Mengapa Evi tak menggunakan kemampuan kepenyairannya secara penuh untuk seluruh cerpennya? Dalam prosa umumnya, hal yang disebut “puisi” memang perlu ada. “Puisi” itu ekspresi seni yang menyisakan ruang-kosong bagi penikmatnya agar dapat memberi makna, karenanya tiap pemaknaan mengalami perkembangan sesuai kejiwaan si Pembaca. Memaknai puisi “Doa” Chairil Anwar di saat SD, tentu berbeda dengan di saat menjadi mahasiswa Fakultas Sastra, akan sejajar dengan bertambahnya wawasan pembacaan. “Puisi” dalam prosa itu mewujud melalui ekspresi kebahasaan seperti halnya Saman karya Ayu Utami, atau Perempuan Berkalung Sorban karya Abidah el-Khalieqy. Namun hal itu bisa juga meruang-mewaktu di dalam peristiwa, mendekonstruksi pikiran-pikiran umum seperti halnya Khutbah di Atas Bukit karya Kuntowijoyo.
Dalam hal ini, kekecewaan saya agak terobati. Pada cerpen Evi, yang “puisi” itu dari bangunan peristiwa dan pikiran yang dekonstruktif seperti cerpen “Pernikahan Malikha” (pernah di Kedaulatan Rakyat). Dalam cerpen itu, Evi mampu mengemas dramatisnya peristiwa, keadaan batin Malikha sebagai tokoh utama, gadis berusia 12 tahun sebab ketaatan kepada orangtua dan tradisi harus menerima pernikahan dini.

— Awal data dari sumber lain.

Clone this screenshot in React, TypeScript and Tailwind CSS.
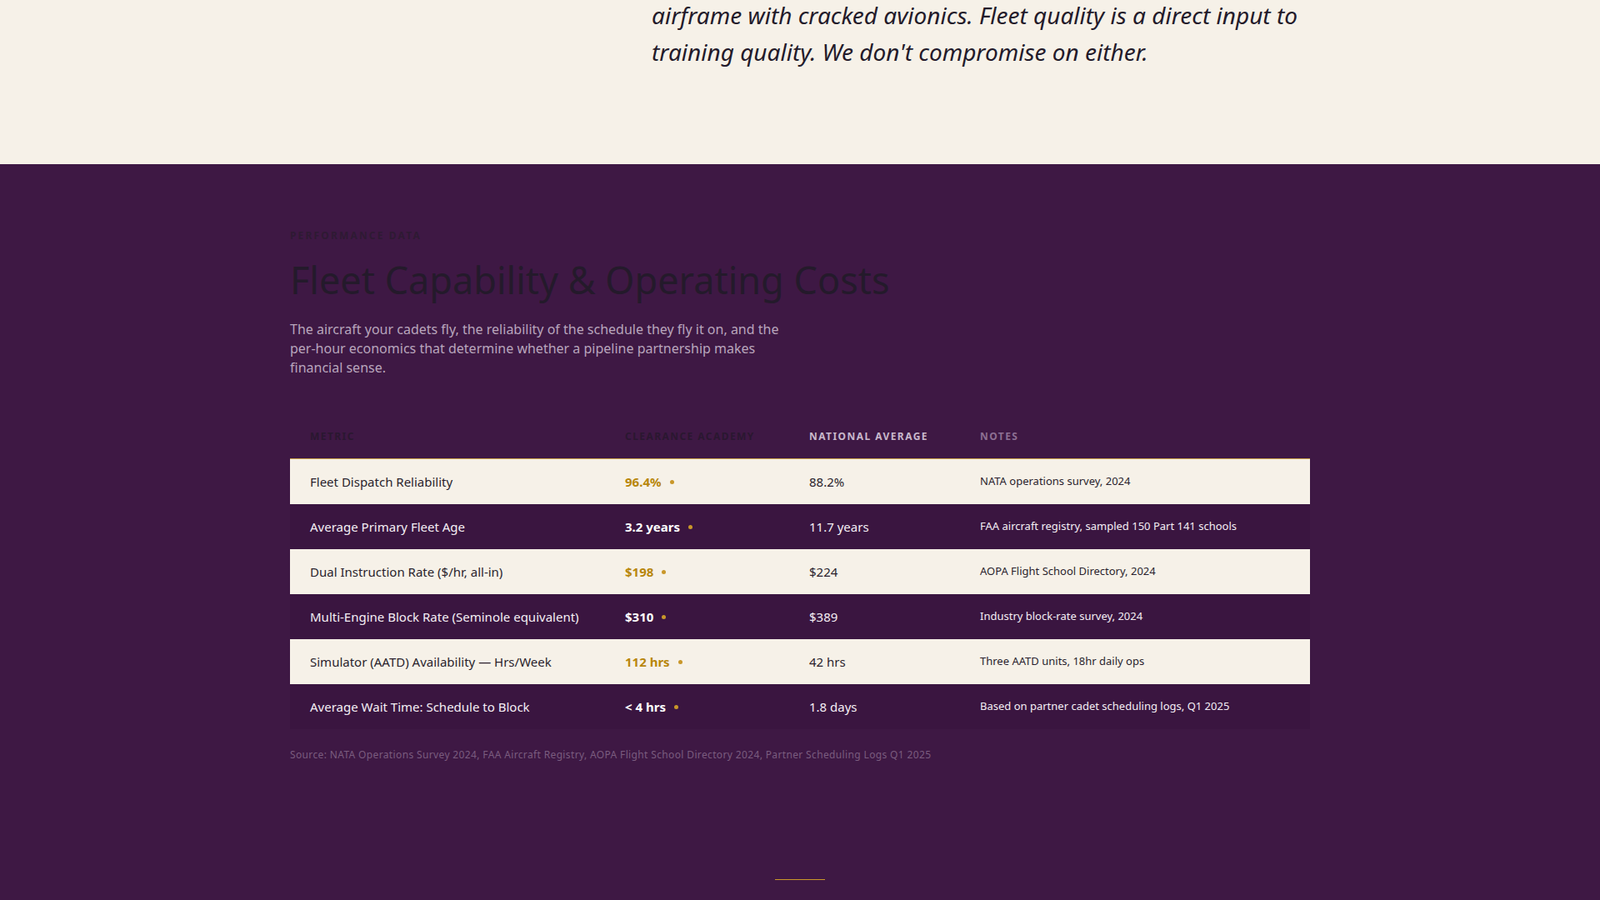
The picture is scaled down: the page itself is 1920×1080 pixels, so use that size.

Percakapan batin Malikha, percakapan Malikha dengan Kakak, ekspresi Malikha menghadapi nasib di hadapan orangtuanya, kebingungan Malikha mencari kawan “curhat”, akhirnya membawa pada dunia kanak-kanaknya, berperahu ke sunyi pantai, bersembunyi di rumah bakau. Di situ, Evi mampu menciptakan suasana, peristiwa, konflik batin, penyelesaian cerita, semua itu dikemas bagai “puisi” yang mengharubiru, dan unik. Dalam “Pernikahan Malikha”, Evi tak sekadar menguapkan asap tanpa api, tapi api itu ada dan mengirim gelombang panasnya airmata kepada pembaca.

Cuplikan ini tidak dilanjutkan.